**The exercise**
Your job is to retype all of the data word for word, leaving every image out.

**Source data**
──────────

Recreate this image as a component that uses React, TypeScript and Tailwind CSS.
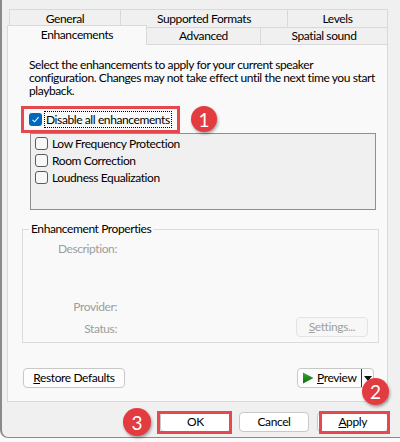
import React from 'react';

const Box: React.FC<{ checked?: boolean }> = ({ checked }) =>
  checked ? (
    <span className="w-[13px] h-[13px] rounded-[3px] bg-[#0067c0] flex items-center justify-center shrink-0">
      <svg width="9" height="9" viewBox="0 0 9 9">
        <path d="M1.5 4.8 L3.6 6.8 L7.6 2.2" fill="none" stroke="#fff" strokeWidth="1.1" />
      </svg>
    </span>
  ) : (
    <span className="w-[13px] h-[13px] rounded-[3px] border border-[#5c5c5c] bg-[#f7f7f7] shrink-0" />
  );

const Badge: React.FC<{ n: string; className: string }> = ({ n, className }) => (
  <div
    className={`absolute rounded-full bg-[#e23b40] text-white flex items-center justify-center text-[19px] tracking-normal leading-none shadow-[1px_2px_3px_rgba(0,0,0,0.35)] ${className}`}
  >
    {n}
  </div>
);

const App: React.FC = () => {
  return (
    <div className="relative w-[400px] h-[442px] bg-[#fafafa] overflow-hidden font-['Lato',sans-serif] text-[12px] tracking-[-0.4px] text-black">
      <div className="h-[438px] bg-[#f0f0f0] border-l-2 border-b border-[#8a8a8a] rounded-bl-[8px] pt-[9px] pl-[5px] pr-[12px]">
        {/* tabs */}
        <div className="flex flex-col">
          <div className="flex h-[18px] ml-[2px] leading-[17px]">
            <div className="w-[111px] border-t border-l border-[#d9d9d9] text-center">General</div>
            <div className="w-[167px] border-t border-l border-[#d9d9d9] text-center">Supported Formats</div>
            <div className="w-[101px] border-t border-l border-r border-[#d9d9d9] text-center">Levels</div>
          </div>
          <div className="flex h-[17px] items-end">
            <div className="relative z-10 w-[140px] h-[20px] -mb-px bg-[#f9f9f9] border-t border-l border-r border-[#d9d9d9] text-center leading-[17px]">
              Enhancements
            </div>
            <div className="w-[113px] h-[17px] border-t border-[#d9d9d9] text-center leading-[16px]">Advanced</div>
            <div className="w-[128px] h-[17px] border-t border-l border-r border-[#d9d9d9] text-center leading-[16px]">Spatial sound</div>
          </div>
        </div>

        {/* page */}
        <div className="h-[358px] bg-[#f9f9f9] border border-[#d9d9d9] flex flex-col">
          <p className="mt-[13px] pl-[21px] pr-[6px] leading-[13px]">
            Select the enhancements to apply for your current speaker configuration. Changes may not take effect until the next time you start playback.
          </p>
          <div className="mt-[13px] h-[18px] pl-[21px] flex items-center gap-[2px]">
            <Box checked />
            <span className="border border-dotted border-black px-[1px] leading-[15px]">Disable all enhancements</span>
          </div>
          <div className="mt-[5px] ml-[22px] w-[346px] h-[77px] bg-[#f0f0f0] border border-[#8f8f8f] pt-[1px] pl-[4px]">
            {['Low Frequency Protection', 'Room Correction', 'Loudness Equalization'].map((t) => (
              <div key={t} className="h-[17px] flex items-center gap-[4px]">
                <Box />
                <span>{t}</span>
              </div>
            ))}
          </div>

          <div className="relative mt-[19px] ml-[14px] w-[357px] h-[114px] border border-[#dcdcdc] flex flex-col">
            <span className="absolute -top-[9px] left-[6px] bg-[#f9f9f9] px-[2px] leading-[16px]">Enhancement Properties</span>
            <div className="mt-[12px] w-[94px] text-right leading-[14px] text-[#9d9d9d]">Description:</div>
            <div className="mt-[44px] w-[94px] text-right leading-[14px] text-[#9d9d9d]">Provider:</div>
            <div className="mt-[3px] flex items-start">
              <div className="mt-[5px] w-[94px] text-right leading-[14px] text-[#9d9d9d]">Status:</div>
              <div className="ml-auto mr-[10px] w-[72px] h-[20px] rounded-[4px] border border-[#e3e3e3] bg-[#f7f7f7] text-[#a0a0a0] flex items-center justify-center leading-none">
                <span><span className="underline">S</span>ettings...</span>
              </div>
            </div>
          </div>

          <div className="mt-[25px] flex items-center pl-[15px] pr-[13px]">
            <div className="w-[102px] h-[20px] rounded-[4px] border border-[#c8c8c8] bg-[#fdfdfd] flex items-center justify-center leading-none">
              <span><span className="underline">R</span>estore Defaults</span>
            </div>
            <div className="ml-auto w-[77px] h-[20px] rounded-[4px] border border-[#c8c8c8] bg-[#fdfdfd] flex items-center">
              <svg width="12" height="12" viewBox="0 0 12 12" className="ml-[4px]">
                <defs>
                  <linearGradient id="pg" x1="0" y1="0" x2="0" y2="1">
                    <stop offset="0" stopColor="#3aa83a" />
                    <stop offset="1" stopColor="#0f6b12" />
                  </linearGradient>
                </defs>
                <path d="M1 0.5 L11.5 6 L1 11.5 Z" fill="url(#pg)" />
              </svg>
              <span className="ml-[3px] leading-none">
                <span className="underline">P</span>review
              </span>
              <div className="ml-auto h-full w-[12px] border-l border-[#303030] flex items-center justify-center">
                <svg width="8" height="5" viewBox="0 0 8 5">
                  <path d="M0 0 H8 L4 5 Z" fill="#111" />
                </svg>
              </div>
            </div>
          </div>
        </div>

        {/* dialog buttons */}
        <div className="mt-[10px] flex gap-[8px] pl-[153px]">
          <div className="w-[72px] h-[20px] rounded-[4px] border border-[#c8c8c8] bg-white flex items-center justify-center leading-none">OK</div>
          <div className="w-[72px] h-[20px] rounded-[4px] border border-[#c8c8c8] bg-white flex items-center justify-center leading-none">Cancel</div>
          <div className="w-[72px] h-[20px] rounded-[4px] border border-[#c8c8c8] bg-white flex items-center justify-center leading-none">
            <span><span className="underline">A</span>pply</span>
          </div>
        </div>
      </div>

      {/* annotations */}
      <div className="absolute left-[21px] top-[106px] w-[159px] h-[27px] border-[3px] border-[#e5484d]" />
      <div className="absolute left-[157px] top-[411px] w-[75px] h-[23px] border-[3px] border-[#e5484d]" />
      <div className="absolute left-[319px] top-[411px] w-[71px] h-[23px] border-[3px] border-[#e5484d]" />
      <Badge n="1" className="left-[191px] top-[106px] w-[26px] h-[26px]" />
      <Badge n="2" className="left-[362px] top-[378px] w-[27px] h-[27px]" />
      <Badge n="3" className="left-[123px] top-[408px] w-[28px] h-[28px]" />
    </div>
  );
};

export default App;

──────────

**Answer to the problem**
Recreate this image as a component that uses React, TypeScript and Tailwind CSS.
import React from 'react';

const Box: React.FC<{ checked?: boolean }> = ({ checked }) =>
  checked ? (
    <span className="w-[13px] h-[13px] rounded-[3px] bg-[#0067c0] flex items-center justify-center shrink-0">
      <svg width="9" height="9" viewBox="0 0 9 9">
        <path d="M1.5 4.8 L3.6 6.8 L7.6 2.2" fill="none" stroke="#fff" strokeWidth="1.1" />
      </svg>
    </span>
  ) : (
    <span className="w-[13px] h-[13px] rounded-[3px] border border-[#5c5c5c] bg-[#f7f7f7] shrink-0" />
  );

const Badge: React.FC<{ n: string; className: string }> = ({ n, className }) => (
  <div
    className={`absolute rounded-full bg-[#e23b40] text-white flex items-center justify-center text-[19px] tracking-normal leading-none shadow-[1px_2px_3px_rgba(0,0,0,0.35)] ${className}`}
  >
    {n}
  </div>
);

const App: React.FC = () => {
  return (
    <div className="relative w-[400px] h-[442px] bg-[#fafafa] overflow-hidden font-['Lato',sans-serif] text-[12px] tracking-[-0.4px] text-black">
      <div className="h-[438px] bg-[#f0f0f0] border-l-2 border-b border-[#8a8a8a] rounded-bl-[8px] pt-[9px] pl-[5px] pr-[12px]">
        {/* tabs */}
        <div className="flex flex-col">
          <div className="flex h-[18px] ml-[2px] leading-[17px]">
            <div className="w-[111px] border-t border-l border-[#d9d9d9] text-center">General</div>
            <div className="w-[167px] border-t border-l border-[#d9d9d9] text-center">Supported Formats</div>
            <div className="w-[101px] border-t border-l border-r border-[#d9d9d9] text-center">Levels</div>
          </div>
          <div className="flex h-[17px] items-end">
            <div className="relative z-10 w-[140px] h-[20px] -mb-px bg-[#f9f9f9] border-t border-l border-r border-[#d9d9d9] text-center leading-[17px]">
              Enhancements
            </div>
            <div className="w-[113px] h-[17px] border-t border-[#d9d9d9] text-center leading-[16px]">Advanced</div>
            <div className="w-[128px] h-[17px] border-t border-l border-r border-[#d9d9d9] text-center leading-[16px]">Spatial sound</div>
          </div>
        </div>

        {/* page */}
        <div className="h-[358px] bg-[#f9f9f9] border border-[#d9d9d9] flex flex-col">
          <p className="mt-[13px] pl-[21px] pr-[6px] leading-[13px]">
            Select the enhancements to apply for your current speaker configuration. Changes may not take effect until the next time you start playback.
          </p>
          <div className="mt-[13px] h-[18px] pl-[21px] flex items-center gap-[2px]">
            <Box checked />
            <span className="border border-dotted border-black px-[1px] leading-[15px]">Disable all enhancements</span>
          </div>
          <div className="mt-[5px] ml-[22px] w-[346px] h-[77px] bg-[#f0f0f0] border border-[#8f8f8f] pt-[1px] pl-[4px]">
            {['Low Frequency Protection', 'Room Correction', 'Loudness Equalization'].map((t) => (
              <div key={t} className="h-[17px] flex items-center gap-[4px]">
                <Box />
                <span>{t}</span>
              </div>
            ))}
          </div>

          <div className="relative mt-[19px] ml-[14px] w-[357px] h-[114px] border border-[#dcdcdc] flex flex-col">
            <span className="absolute -top-[9px] left-[6px] bg-[#f9f9f9] px-[2px] leading-[16px]">Enhancement Properties</span>
            <div className="mt-[12px] w-[94px] text-right leading-[14px] text-[#9d9d9d]">Description:</div>
            <div className="mt-[44px] w-[94px] text-right leading-[14px] text-[#9d9d9d]">Provider:</div>
            <div className="mt-[3px] flex items-start">
              <div className="mt-[5px] w-[94px] text-right leading-[14px] text-[#9d9d9d]">Status:</div>
              <div className="ml-auto mr-[10px] w-[72px] h-[20px] rounded-[4px] border border-[#e3e3e3] bg-[#f7f7f7] text-[#a0a0a0] flex items-center justify-center leading-none">
                <span><span className="underline">S</span>ettings...</span>
              </div>
            </div>
          </div>

          <div className="mt-[25px] flex items-center pl-[15px] pr-[13px]">
            <div className="w-[102px] h-[20px] rounded-[4px] border border-[#c8c8c8] bg-[#fdfdfd] flex items-center justify-center leading-none">
              <span><span className="underline">R</span>estore Defaults</span>
            </div>
            <div className="ml-auto w-[77px] h-[20px] rounded-[4px] border border-[#c8c8c8] bg-[#fdfdfd] flex items-center">
              <svg width="12" height="12" viewBox="0 0 12 12" className="ml-[4px]">
                <defs>
                  <linearGradient id="pg" x1="0" y1="0" x2="0" y2="1">
                    <stop offset="0" stopColor="#3aa83a" />
                    <stop offset="1" stopColor="#0f6b12" />
                  </linearGradient>
                </defs>
                <path d="M1 0.5 L11.5 6 L1 11.5 Z" fill="url(#pg)" />
              </svg>
              <span className="ml-[3px] leading-none">
                <span className="underline">P</span>review
              </span>
              <div className="ml-auto h-full w-[12px] border-l border-[#303030] flex items-center justify-center">
                <svg width="8" height="5" viewBox="0 0 8 5">
                  <path d="M0 0 H8 L4 5 Z" fill="#111" />
                </svg>
              </div>
            </div>
          </div>
        </div>

        {/* dialog buttons */}
        <div className="mt-[10px] flex gap-[8px] pl-[153px]">
          <div className="w-[72px] h-[20px] rounded-[4px] border border-[#c8c8c8] bg-white flex items-center justify-center leading-none">OK</div>
          <div className="w-[72px] h-[20px] rounded-[4px] border border-[#c8c8c8] bg-white flex items-center justify-center leading-none">Cancel</div>
          <div className="w-[72px] h-[20px] rounded-[4px] border border-[#c8c8c8] bg-white flex items-center justify-center leading-none">
            <span><span className="underline">A</span>pply</span>
          </div>
        </div>
      </div>

      {/* annotations */}
      <div className="absolute left-[21px] top-[106px] w-[159px] h-[27px] border-[3px] border-[#e5484d]" />
      <div className="absolute left-[157px] top-[411px] w-[75px] h-[23px] border-[3px] border-[#e5484d]" />
      <div className="absolute left-[319px] top-[411px] w-[71px] h-[23px] border-[3px] border-[#e5484d]" />
      <Badge n="1" className="left-[191px] top-[106px] w-[26px] h-[26px]" />
      <Badge n="2" className="left-[362px] top-[378px] w-[27px] h-[27px]" />
      <Badge n="3" className="left-[123px] top-[408px] w-[28px] h-[28px]" />
    </div>
  );
};

export default App;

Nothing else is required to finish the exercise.